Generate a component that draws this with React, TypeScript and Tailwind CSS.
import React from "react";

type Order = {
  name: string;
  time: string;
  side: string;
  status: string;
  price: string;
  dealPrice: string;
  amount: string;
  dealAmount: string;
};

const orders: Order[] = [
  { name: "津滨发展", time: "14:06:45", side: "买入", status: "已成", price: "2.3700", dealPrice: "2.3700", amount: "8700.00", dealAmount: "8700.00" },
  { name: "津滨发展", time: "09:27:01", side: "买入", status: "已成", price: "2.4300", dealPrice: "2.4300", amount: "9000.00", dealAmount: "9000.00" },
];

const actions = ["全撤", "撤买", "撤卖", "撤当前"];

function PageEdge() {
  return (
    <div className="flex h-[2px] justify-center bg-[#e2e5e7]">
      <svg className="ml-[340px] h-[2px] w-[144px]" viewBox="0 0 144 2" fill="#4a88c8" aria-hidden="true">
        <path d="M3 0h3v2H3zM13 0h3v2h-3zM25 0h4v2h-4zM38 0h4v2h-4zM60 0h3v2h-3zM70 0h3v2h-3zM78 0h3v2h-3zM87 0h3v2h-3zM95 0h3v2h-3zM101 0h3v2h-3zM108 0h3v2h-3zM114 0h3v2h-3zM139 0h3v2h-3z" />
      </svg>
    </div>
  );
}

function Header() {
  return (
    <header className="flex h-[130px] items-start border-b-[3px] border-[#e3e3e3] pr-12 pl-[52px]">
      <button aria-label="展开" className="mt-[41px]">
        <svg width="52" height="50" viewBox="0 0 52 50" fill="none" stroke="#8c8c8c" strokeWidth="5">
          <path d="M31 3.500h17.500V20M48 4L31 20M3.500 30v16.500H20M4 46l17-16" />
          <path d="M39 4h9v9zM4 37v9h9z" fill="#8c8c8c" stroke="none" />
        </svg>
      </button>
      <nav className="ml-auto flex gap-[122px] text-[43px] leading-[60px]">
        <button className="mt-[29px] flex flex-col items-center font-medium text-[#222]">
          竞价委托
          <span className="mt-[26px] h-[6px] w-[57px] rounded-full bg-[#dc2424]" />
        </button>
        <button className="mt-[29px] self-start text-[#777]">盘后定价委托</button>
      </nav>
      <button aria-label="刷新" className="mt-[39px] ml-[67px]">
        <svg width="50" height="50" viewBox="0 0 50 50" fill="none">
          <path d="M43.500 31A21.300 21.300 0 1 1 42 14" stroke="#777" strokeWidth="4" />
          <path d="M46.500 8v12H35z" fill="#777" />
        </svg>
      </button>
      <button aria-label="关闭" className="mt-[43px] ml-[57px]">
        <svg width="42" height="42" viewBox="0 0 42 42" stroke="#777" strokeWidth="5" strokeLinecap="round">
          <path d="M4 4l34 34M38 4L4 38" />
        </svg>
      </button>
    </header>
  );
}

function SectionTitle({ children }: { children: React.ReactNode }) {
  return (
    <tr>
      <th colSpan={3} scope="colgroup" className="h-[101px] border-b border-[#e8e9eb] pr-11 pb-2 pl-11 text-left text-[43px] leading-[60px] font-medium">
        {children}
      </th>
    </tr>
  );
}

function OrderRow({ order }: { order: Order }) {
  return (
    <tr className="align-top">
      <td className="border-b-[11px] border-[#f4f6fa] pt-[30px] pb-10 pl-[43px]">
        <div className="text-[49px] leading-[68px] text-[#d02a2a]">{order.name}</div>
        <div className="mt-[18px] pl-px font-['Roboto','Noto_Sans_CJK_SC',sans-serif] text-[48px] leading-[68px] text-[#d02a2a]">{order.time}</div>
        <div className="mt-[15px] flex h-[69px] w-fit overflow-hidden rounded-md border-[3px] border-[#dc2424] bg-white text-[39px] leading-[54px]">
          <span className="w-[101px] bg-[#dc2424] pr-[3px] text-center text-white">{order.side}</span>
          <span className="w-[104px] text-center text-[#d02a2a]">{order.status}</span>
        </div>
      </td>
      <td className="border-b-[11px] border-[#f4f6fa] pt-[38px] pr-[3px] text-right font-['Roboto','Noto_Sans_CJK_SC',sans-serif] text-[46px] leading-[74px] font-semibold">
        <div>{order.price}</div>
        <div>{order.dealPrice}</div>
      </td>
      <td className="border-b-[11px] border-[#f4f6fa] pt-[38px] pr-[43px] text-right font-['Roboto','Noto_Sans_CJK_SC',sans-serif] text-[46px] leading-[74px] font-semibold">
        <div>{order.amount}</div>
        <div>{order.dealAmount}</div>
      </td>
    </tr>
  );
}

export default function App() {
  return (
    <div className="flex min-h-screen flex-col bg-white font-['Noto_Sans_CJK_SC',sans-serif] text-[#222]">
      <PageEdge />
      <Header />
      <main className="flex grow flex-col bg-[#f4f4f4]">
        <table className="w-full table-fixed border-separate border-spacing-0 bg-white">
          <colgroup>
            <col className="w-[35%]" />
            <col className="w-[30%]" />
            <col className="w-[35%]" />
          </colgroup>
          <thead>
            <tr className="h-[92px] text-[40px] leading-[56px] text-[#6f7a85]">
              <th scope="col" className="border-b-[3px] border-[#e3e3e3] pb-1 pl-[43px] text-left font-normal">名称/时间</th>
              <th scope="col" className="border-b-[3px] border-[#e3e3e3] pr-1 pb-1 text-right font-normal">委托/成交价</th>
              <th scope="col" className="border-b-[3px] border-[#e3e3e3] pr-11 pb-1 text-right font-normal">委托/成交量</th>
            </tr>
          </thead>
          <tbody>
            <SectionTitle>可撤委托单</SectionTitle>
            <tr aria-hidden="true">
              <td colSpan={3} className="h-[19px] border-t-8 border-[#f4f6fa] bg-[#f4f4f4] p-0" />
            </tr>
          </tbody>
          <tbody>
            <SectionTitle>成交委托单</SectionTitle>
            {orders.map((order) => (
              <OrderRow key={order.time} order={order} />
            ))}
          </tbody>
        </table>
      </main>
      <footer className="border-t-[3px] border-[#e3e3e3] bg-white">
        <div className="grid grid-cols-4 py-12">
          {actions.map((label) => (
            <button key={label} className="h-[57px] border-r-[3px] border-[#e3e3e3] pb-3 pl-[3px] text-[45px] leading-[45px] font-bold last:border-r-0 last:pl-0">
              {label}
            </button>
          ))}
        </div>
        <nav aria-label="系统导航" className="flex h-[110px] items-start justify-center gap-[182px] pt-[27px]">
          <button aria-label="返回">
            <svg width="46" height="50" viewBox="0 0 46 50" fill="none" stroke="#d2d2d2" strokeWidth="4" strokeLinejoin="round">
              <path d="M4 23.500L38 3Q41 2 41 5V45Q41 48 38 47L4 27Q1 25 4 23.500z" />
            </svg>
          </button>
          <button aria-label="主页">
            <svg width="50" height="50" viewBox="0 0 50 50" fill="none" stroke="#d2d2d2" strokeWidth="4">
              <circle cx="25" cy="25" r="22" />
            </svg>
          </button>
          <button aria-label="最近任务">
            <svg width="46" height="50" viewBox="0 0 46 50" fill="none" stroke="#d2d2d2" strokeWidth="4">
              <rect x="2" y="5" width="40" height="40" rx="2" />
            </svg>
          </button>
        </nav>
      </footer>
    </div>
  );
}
-- -- --
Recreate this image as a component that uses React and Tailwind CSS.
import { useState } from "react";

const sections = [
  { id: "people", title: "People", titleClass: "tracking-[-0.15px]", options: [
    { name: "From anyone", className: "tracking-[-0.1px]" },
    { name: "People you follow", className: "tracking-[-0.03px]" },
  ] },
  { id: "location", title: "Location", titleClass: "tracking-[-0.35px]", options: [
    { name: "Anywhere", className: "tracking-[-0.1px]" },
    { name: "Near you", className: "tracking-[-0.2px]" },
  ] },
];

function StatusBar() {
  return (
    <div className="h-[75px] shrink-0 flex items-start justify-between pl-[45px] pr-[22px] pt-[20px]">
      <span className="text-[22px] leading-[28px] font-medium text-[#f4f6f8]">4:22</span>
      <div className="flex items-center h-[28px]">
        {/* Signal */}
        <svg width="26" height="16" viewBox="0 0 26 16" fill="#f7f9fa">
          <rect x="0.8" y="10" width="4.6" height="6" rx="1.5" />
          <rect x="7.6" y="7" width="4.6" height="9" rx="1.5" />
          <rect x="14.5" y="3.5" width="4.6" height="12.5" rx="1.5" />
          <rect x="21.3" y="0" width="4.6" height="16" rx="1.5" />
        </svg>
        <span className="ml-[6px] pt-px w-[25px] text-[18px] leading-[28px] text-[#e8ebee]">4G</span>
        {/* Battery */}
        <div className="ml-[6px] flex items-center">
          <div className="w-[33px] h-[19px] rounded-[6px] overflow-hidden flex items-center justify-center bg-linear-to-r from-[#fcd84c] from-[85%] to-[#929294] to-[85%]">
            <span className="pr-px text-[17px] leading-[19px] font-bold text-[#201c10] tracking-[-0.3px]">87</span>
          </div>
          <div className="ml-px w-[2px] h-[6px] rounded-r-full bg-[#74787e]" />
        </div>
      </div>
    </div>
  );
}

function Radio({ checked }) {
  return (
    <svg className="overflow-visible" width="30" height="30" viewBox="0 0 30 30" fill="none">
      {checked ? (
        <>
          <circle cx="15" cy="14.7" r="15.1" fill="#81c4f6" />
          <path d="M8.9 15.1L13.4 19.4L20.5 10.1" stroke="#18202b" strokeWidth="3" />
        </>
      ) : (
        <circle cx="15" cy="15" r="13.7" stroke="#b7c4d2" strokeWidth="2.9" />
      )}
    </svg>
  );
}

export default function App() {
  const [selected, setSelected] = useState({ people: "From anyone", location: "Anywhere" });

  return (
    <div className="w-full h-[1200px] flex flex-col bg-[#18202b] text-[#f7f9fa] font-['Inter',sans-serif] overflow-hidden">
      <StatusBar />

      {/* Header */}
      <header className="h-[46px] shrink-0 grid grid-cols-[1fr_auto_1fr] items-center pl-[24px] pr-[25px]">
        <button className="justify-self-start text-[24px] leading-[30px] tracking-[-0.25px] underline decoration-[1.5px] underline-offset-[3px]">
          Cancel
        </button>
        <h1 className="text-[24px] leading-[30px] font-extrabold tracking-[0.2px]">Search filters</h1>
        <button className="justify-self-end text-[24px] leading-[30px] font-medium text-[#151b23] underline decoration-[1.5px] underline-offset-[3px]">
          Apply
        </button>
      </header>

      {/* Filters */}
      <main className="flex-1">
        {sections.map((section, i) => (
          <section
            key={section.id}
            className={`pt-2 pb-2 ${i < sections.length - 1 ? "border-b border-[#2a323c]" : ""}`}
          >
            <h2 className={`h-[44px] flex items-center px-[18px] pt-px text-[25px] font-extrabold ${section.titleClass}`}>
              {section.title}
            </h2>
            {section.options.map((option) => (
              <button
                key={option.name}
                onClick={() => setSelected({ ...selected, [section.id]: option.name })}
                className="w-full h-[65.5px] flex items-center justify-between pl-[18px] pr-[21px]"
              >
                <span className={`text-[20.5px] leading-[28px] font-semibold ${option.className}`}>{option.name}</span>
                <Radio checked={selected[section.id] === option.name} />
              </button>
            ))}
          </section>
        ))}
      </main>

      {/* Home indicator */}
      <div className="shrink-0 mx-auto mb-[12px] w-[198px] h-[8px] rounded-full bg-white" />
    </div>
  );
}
-- -- --
**Instructions to follow**
Collect, from the material above, every line containing the word "this".

**Response to the task**
Generate a component that draws this with React, TypeScript and Tailwind CSS.
Recreate this image as a component that uses React and Tailwind CSS.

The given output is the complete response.